RECORDED INFORMATION
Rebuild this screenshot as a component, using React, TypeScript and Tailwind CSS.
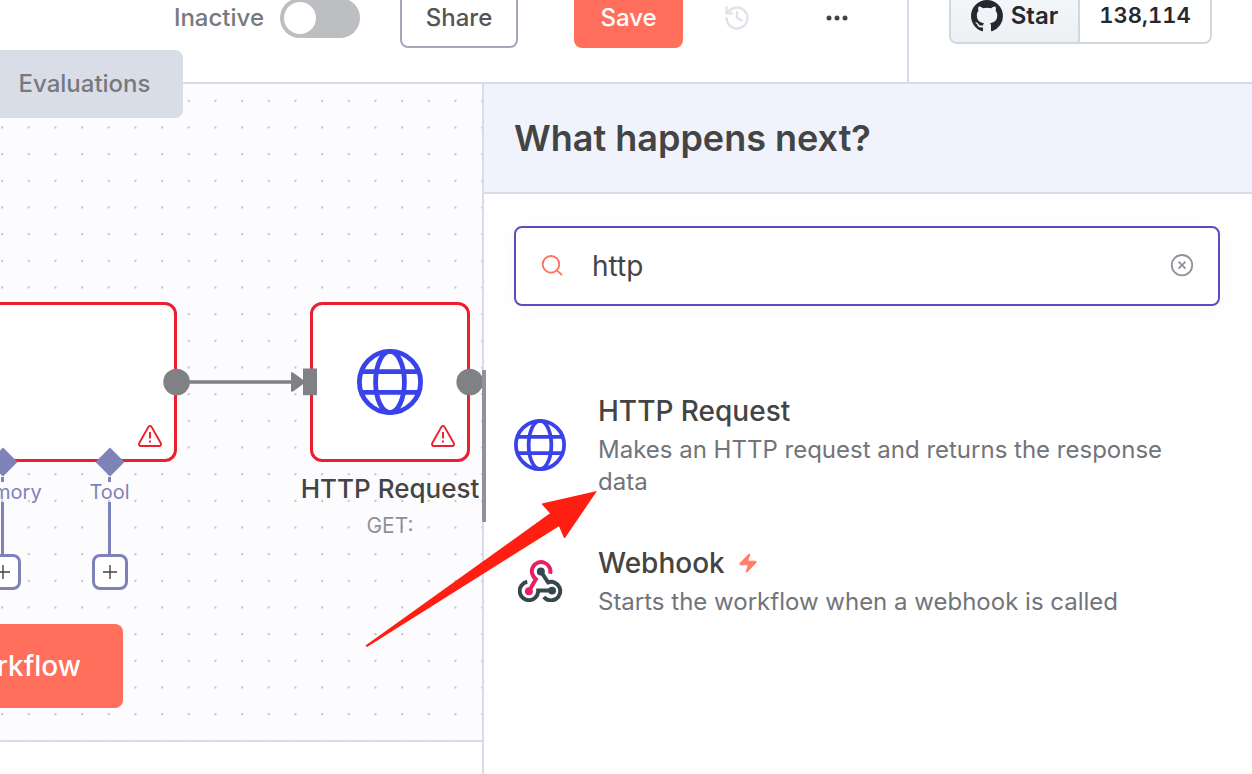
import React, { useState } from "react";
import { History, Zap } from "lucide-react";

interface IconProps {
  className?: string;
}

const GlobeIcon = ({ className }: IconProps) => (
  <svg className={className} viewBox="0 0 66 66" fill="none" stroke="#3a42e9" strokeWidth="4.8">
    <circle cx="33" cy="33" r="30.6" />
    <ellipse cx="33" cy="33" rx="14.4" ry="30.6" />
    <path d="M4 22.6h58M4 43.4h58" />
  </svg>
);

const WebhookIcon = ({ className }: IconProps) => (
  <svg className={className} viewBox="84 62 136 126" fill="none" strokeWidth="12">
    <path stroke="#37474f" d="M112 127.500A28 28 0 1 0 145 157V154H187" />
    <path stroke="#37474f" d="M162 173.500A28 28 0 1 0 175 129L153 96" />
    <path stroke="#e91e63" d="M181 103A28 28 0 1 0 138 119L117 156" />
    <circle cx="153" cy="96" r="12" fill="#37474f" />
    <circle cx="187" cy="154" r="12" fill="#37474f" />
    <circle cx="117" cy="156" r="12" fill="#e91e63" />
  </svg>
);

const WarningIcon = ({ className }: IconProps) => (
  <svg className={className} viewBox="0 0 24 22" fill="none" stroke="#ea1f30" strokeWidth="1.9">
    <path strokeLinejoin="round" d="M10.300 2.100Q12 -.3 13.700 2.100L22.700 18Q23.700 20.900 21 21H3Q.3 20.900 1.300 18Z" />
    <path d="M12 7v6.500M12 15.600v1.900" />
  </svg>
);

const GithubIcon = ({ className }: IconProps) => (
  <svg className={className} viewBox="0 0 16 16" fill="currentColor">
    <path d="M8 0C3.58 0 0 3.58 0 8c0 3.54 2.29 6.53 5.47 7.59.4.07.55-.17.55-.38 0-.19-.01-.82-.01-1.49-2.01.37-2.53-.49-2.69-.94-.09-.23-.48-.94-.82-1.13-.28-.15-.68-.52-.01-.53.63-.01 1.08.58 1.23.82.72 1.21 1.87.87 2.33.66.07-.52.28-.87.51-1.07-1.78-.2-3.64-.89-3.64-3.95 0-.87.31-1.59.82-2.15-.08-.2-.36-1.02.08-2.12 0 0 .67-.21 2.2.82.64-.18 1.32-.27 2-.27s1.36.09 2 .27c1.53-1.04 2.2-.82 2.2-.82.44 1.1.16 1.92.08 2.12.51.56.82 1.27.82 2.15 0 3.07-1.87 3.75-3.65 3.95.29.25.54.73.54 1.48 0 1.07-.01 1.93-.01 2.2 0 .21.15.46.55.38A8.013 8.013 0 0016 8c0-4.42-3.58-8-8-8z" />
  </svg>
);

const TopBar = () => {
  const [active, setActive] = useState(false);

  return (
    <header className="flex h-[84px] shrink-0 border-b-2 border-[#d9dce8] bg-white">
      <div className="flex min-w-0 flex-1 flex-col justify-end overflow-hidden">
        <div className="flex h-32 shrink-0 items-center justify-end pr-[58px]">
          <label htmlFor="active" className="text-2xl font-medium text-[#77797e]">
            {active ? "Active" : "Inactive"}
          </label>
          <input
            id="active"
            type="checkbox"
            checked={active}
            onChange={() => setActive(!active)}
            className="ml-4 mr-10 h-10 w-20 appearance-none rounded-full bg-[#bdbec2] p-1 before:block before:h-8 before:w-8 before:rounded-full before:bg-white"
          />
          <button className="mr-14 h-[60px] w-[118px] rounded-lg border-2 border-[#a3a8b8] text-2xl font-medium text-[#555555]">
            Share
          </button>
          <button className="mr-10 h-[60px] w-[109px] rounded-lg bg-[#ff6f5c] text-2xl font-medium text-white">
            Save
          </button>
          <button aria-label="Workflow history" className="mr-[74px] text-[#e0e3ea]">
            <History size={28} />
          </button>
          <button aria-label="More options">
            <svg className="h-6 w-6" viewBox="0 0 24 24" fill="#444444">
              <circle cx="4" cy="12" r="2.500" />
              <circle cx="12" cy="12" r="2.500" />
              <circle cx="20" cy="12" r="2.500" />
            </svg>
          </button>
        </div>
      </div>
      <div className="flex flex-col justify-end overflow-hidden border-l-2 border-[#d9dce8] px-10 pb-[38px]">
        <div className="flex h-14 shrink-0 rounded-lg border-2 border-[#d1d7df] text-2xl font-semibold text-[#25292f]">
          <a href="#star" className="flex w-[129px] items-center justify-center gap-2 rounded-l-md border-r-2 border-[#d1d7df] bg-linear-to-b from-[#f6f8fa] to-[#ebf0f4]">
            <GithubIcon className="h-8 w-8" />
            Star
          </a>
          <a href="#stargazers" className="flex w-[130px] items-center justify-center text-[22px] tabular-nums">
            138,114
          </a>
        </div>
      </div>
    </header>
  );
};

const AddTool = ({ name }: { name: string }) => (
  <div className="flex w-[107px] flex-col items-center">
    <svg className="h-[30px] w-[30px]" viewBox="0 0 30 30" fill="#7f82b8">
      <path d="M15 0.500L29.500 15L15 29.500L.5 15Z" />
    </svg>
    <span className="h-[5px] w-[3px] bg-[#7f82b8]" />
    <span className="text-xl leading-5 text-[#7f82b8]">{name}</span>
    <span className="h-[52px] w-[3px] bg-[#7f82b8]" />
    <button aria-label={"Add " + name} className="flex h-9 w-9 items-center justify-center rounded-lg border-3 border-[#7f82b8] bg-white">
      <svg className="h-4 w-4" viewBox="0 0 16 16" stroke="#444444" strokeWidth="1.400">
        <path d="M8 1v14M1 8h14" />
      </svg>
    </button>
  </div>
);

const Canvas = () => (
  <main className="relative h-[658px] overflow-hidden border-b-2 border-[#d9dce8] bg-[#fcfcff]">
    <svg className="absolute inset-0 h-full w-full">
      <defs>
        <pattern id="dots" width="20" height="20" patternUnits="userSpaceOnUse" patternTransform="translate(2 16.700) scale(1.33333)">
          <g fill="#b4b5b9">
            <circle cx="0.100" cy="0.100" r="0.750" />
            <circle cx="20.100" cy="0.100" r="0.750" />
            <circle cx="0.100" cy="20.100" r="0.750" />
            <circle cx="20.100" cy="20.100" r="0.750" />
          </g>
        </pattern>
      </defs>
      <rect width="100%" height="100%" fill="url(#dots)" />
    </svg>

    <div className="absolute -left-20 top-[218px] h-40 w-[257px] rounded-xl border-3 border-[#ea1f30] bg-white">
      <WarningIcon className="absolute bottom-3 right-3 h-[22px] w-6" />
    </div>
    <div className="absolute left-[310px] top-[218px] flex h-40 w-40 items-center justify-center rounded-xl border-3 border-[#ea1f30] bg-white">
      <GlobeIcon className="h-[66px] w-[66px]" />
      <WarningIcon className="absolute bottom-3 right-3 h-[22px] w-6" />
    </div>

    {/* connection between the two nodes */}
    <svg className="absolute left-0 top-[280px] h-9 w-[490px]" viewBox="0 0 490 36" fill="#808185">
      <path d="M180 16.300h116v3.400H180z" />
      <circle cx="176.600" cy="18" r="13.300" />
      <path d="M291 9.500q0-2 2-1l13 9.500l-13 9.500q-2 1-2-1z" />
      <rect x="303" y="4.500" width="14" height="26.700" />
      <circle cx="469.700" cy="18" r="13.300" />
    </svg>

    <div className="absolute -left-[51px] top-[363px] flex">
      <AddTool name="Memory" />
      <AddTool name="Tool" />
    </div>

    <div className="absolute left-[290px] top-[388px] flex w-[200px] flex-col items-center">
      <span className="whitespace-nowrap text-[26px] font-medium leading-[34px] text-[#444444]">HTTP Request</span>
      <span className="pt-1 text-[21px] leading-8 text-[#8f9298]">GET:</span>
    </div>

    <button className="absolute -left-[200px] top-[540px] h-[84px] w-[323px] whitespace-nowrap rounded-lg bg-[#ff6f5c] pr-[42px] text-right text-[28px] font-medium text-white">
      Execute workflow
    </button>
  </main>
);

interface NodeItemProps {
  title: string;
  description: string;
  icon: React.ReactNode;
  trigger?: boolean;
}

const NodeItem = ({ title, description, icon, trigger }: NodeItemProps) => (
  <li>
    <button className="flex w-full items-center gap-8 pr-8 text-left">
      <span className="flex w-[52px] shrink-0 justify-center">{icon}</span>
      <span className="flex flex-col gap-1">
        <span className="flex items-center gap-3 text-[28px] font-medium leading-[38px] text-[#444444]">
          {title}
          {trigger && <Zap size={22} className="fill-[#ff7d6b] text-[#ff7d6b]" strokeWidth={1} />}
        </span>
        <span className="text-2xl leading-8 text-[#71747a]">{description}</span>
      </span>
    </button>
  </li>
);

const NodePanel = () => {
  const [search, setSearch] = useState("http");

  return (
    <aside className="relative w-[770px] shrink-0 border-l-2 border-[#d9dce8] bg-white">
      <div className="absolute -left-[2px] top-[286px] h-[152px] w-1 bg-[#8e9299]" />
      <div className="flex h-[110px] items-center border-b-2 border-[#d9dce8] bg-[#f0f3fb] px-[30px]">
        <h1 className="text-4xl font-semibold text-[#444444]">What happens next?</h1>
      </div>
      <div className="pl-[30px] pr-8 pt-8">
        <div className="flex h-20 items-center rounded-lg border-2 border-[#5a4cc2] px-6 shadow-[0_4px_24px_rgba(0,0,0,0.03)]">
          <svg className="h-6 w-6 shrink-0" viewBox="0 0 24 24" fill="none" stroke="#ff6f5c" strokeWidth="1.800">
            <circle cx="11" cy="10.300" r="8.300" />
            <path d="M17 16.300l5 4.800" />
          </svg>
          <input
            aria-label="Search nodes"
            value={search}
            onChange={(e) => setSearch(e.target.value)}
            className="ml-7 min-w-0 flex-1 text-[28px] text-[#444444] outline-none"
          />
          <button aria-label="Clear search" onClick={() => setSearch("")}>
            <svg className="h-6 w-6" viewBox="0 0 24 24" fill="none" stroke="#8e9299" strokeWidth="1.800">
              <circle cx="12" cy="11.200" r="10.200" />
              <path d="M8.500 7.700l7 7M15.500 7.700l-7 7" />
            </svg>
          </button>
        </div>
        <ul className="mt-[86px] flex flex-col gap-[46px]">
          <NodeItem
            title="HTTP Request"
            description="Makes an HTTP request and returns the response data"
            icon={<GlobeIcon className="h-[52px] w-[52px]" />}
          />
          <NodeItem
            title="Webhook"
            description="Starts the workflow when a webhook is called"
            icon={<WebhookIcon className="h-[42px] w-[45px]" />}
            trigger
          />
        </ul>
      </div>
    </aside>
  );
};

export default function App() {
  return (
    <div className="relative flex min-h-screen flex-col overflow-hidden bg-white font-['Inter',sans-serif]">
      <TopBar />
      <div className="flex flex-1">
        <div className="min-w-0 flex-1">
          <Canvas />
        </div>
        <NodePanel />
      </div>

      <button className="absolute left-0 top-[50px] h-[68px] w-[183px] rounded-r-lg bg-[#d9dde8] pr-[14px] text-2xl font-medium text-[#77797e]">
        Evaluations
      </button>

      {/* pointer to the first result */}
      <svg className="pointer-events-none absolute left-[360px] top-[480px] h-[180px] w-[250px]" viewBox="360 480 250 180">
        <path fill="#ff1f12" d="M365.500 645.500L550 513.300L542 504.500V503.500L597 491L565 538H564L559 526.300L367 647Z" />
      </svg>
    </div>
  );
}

WHAT TO WORK ON
Repeat only the lines between the start of the data and the line with "const [active, setActive]", including those two lines, and skip the pictures.

RESPONSE
Rebuild this screenshot as a component, using React, TypeScript and Tailwind CSS.
import React, { useState } from "react";
import { History, Zap } from "lucide-react";

interface IconProps {
  className?: string;
}

const GlobeIcon = ({ className }: IconProps) => (
  <svg className={className} viewBox="0 0 66 66" fill="none" stroke="#3a42e9" strokeWidth="4.8">
    <circle cx="33" cy="33" r="30.6" />
    <ellipse cx="33" cy="33" rx="14.4" ry="30.6" />
    <path d="M4 22.6h58M4 43.4h58" />
  </svg>
);

const WebhookIcon = ({ className }: IconProps) => (
  <svg className={className} viewBox="84 62 136 126" fill="none" strokeWidth="12">
    <path stroke="#37474f" d="M112 127.500A28 28 0 1 0 145 157V154H187" />
    <path stroke="#37474f" d="M162 173.500A28 28 0 1 0 175 129L153 96" />
    <path stroke="#e91e63" d="M181 103A28 28 0 1 0 138 119L117 156" />
    <circle cx="153" cy="96" r="12" fill="#37474f" />
    <circle cx="187" cy="154" r="12" fill="#37474f" />
    <circle cx="117" cy="156" r="12" fill="#e91e63" />
  </svg>
);

const WarningIcon = ({ className }: IconProps) => (
  <svg className={className} viewBox="0 0 24 22" fill="none" stroke="#ea1f30" strokeWidth="1.9">
    <path strokeLinejoin="round" d="M10.300 2.100Q12 -.3 13.700 2.100L22.700 18Q23.700 20.900 21 21H3Q.3 20.900 1.300 18Z" />
    <path d="M12 7v6.500M12 15.600v1.900" />
  </svg>
);

const GithubIcon = ({ className }: IconProps) => (
  <svg className={className} viewBox="0 0 16 16" fill="currentColor">
    <path d="M8 0C3.58 0 0 3.58 0 8c0 3.54 2.29 6.53 5.47 7.59.4.07.55-.17.55-.38 0-.19-.01-.82-.01-1.49-2.01.37-2.53-.49-2.69-.94-.09-.23-.48-.94-.82-1.13-.28-.15-.68-.52-.01-.53.63-.01 1.08.58 1.23.82.72 1.21 1.87.87 2.33.66.07-.52.28-.87.51-1.07-1.78-.2-3.64-.89-3.64-3.95 0-.87.31-1.59.82-2.15-.08-.2-.36-1.02.08-2.12 0 0 .67-.21 2.2.82.64-.18 1.32-.27 2-.27s1.36.09 2 .27c1.53-1.04 2.2-.82 2.2-.82.44 1.1.16 1.92.08 2.12.51.56.82 1.27.82 2.15 0 3.07-1.87 3.75-3.65 3.95.29.25.54.73.54 1.48 0 1.07-.01 1.93-.01 2.2 0 .21.15.46.55.38A8.013 8.013 0 0016 8c0-4.42-3.58-8-8-8z" />
  </svg>
);

const TopBar = () => {
  const [active, setActive] = useState(false);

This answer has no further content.